GAN-based image fusion technology relies on the adversarial game between the generator and the discriminator to estimate the probability density of the target to generate the fusion image implicitly. In FusionGAN [
21], as pioneers of GAN-based image fusion, Ma et al. further enrich significant target and texture details in fused images by establishing adversarial generative rules between fused images and infrared (visible) images. However, a single discriminator can cause patterns in the fused image to be biased towards either visible or infrared images, which inevitably forces the fused image to be similar to something of little interest in the infrared (visible) image, making it difficult for the fused image to weigh the retention of information such as significant targets and texture detail between the infrared and visible images. Drawing upon GAN frameworks, Ma et al. [
28] introduced an advanced dual-discriminator conditional generative adversarial network to enhance robustness. This approach also aimed to strike a balance between infrared and visible images. Nonetheless, the inherent rivalry between the generator and the discriminator complicates the fine-tuning and control of the resultant fusion images.
1.3. Contribution
To solve some of the abovementioned problems, this study is based on the Nestfuse [
20] network and is further improved to construct an end-to-end multiscale autoencoder network. At the same time, we propose an efficient fusion strategy based on mask and cross-dynamic fusion methods. This strategy enhances the infrared salient features in the image and injects richer texture detail and edge information into the image. The main contributions of this paper are as follows:
(1) We integrate a novel mask generation strategy in the training stage. The resulting fused image retains the more prominent area features and clearer edge texture information of the source image.
(2) We adopt a cross-dynamic fusion method regarding the fusion layer. In this way, different features in the source images can adaptively fuse in multiple dimensions, further improving the overall fusion effect.

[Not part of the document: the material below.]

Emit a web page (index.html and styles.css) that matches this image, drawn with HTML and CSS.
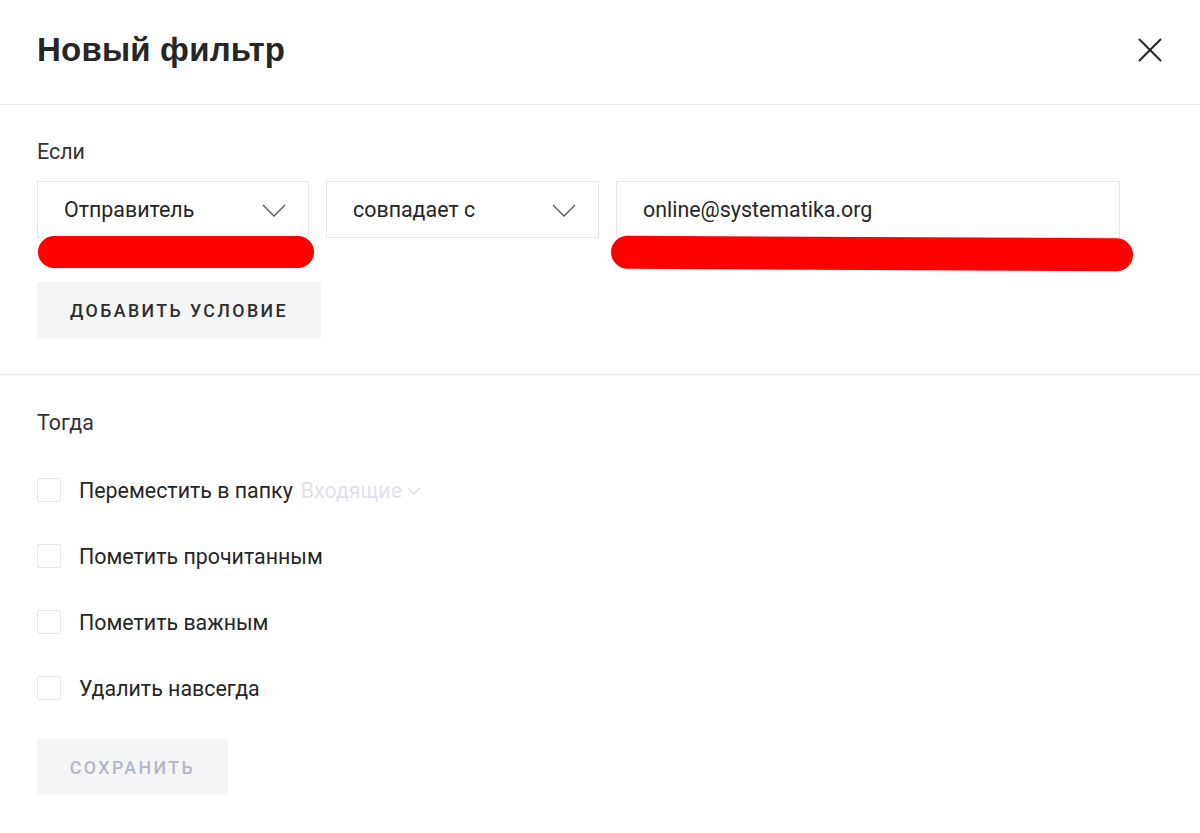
FILE: index.html
```html
<!DOCTYPE html>
<html lang="ru">
<head>
<meta charset="utf-8">
<title>Новый фильтр</title>
<link rel="stylesheet" href="styles.css">
</head>
<body>
<div class="dialog">
  <header class="head">
    <h1 class="title">Новый фильтр</h1>
    <button class="close" aria-label="Закрыть">
      <svg width="26" height="26" viewBox="0 0 26 26"><path d="M2 2L24 24M24 2L2 24" stroke="#222" stroke-width="2" fill="none"/></svg>
    </button>
  </header>
  <section class="sec sec-if">
    <div class="label">Если</div>
    <div class="fields">
      <div class="field sel w1"><span>Отправитель</span>
        <svg class="chev" width="24" height="13" viewBox="0 0 24 13"><path d="M1 1L12 12L23 1" stroke="#555" stroke-width="1.3" fill="none"/></svg>
      </div>
      <div class="field sel w2"><span>совпадает с</span>
        <svg class="chev" width="24" height="13" viewBox="0 0 24 13"><path d="M1 1L12 12L23 1" stroke="#555" stroke-width="1.3" fill="none"/></svg>
      </div>
      <div class="field w3"><span>online@systematika.org</span></div>
      <span class="mark m1"></span>
      <span class="mark m2"></span>
    </div>
    <button class="btn btn-add">ДОБАВИТЬ УСЛОВИЕ</button>
  </section>
  <section class="sec sec-then">
    <div class="label">Тогда</div>
    <div class="checks">
      <label class="row"><span class="box"></span><span class="txt">Переместить в папку</span><span class="folder">Входящие<svg width="14" height="8" viewBox="0 0 14 8"><path d="M1 1L7 7L13 1" stroke="#dfe2ea" stroke-width="1.6" fill="none"/></svg></span></label>
      <label class="row"><span class="box"></span><span class="txt">Пометить прочитанным</span></label>
      <label class="row"><span class="box"></span><span class="txt">Пометить важным</span></label>
      <label class="row"><span class="box"></span><span class="txt">Удалить навсегда</span></label>
    </div>
    <button class="btn btn-save">СОХРАНИТЬ</button>
  </section>
</div>
</body>
</html>
```

FILE: styles.css
```css
* { box-sizing: border-box; }
html, body { margin: 0; padding: 0; background: #fff; }
body { font-family: Roboto, "Noto Sans", sans-serif; color: #333; }
.dialog { width: 1200px; }
.head {
  height: 105px;
  border-bottom: 1px solid #ececec;
  display: flex;
  align-items: center;
  justify-content: space-between;
  padding: 0 37px 4px 37px;
}
.title {
  margin: 0;
  font-family: "Liberation Sans", Arial, sans-serif;
  font-weight: 700;
  font-size: 33px;
  color: #262626;
  letter-spacing: 0.2px;
}
.close {
  border: 0; background: none; padding: 0; margin: 0;
  width: 26px; height: 26px;
  display: flex;
}
.sec { padding: 35px 37px 35px 37px; }
.sec-if { border-bottom: 1px solid #ececec; }
.sec-then { padding-top: 36px; }
.label { font-size: 21.4px; line-height: 24px; color: #333; }
.sec-if .label { margin-bottom: 17px; }
.fields { position: relative; display: flex; gap: 17px; margin-bottom: 44px; }
.field {
  height: 57px;
  border: 1px solid #e6e6e6;
  display: flex;
  align-items: center;
  justify-content: space-between;
  padding: 0 22px 0 26px;
  font-size: 21.4px;
  color: #262626;
}
.w1 { width: 272px; }
.w2 { width: 273px; }
.w3 { width: 504px; }
.chev { margin-top: 2px; }
.mark {
  position: absolute;
  background: #ff0000;
  border-radius: 17px;
}
.m1 { left: 1px; top: 55px; width: 276px; height: 32px; }
.m2 { left: 574px; top: 56px; width: 522px; height: 33px; transform: rotate(0.3deg); }
.btn {
  display: block;
  border: 0;
  background: #f4f5f7;
  font-family: Roboto, sans-serif;
  font-weight: 500;
  font-size: 17.8px;
  letter-spacing: 2.4px;
  height: 57px;
  padding: 0 30px;
  margin: 0;
}
.btn-add { width: 284px; color: #2d2d2d; }
.btn-save { width: 191px; height: 56px; color: #b2b7c8; margin-top: 39px; }
.checks { margin-top: 43px; display: flex; flex-direction: column; gap: 42px; }
.row { display: flex; align-items: center; height: 24px; font-size: 21.4px; color: #262626; }
.box {
  width: 24px; height: 24px;
  border: 1px solid #e6e6e6;
  border-radius: 2px;
  margin-right: 18px;
  flex: none;
}
.folder { color: #dfe2ea; margin-left: 8px; display: inline-flex; align-items: center; gap: 5px; }
.folder svg { margin-top: 2px; }
```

(3) To ensure that the fusion image maintains a mutual balance between retaining rich texture detail and salient features of thermal imaging, we design a blending loss strategy in the fusion stage.
The rest of this article is organized below.
Section 2 details the overall framework of MCDFN and training strategies, mask generation strategies, hybrid loss functions, etc. In
Section 3, we conduct experiments on the proposed method and evaluate the experimental results to demonstrate the effectiveness and generalization of the proposed method. Finally,
Section 4 gives some discussion and conclusions.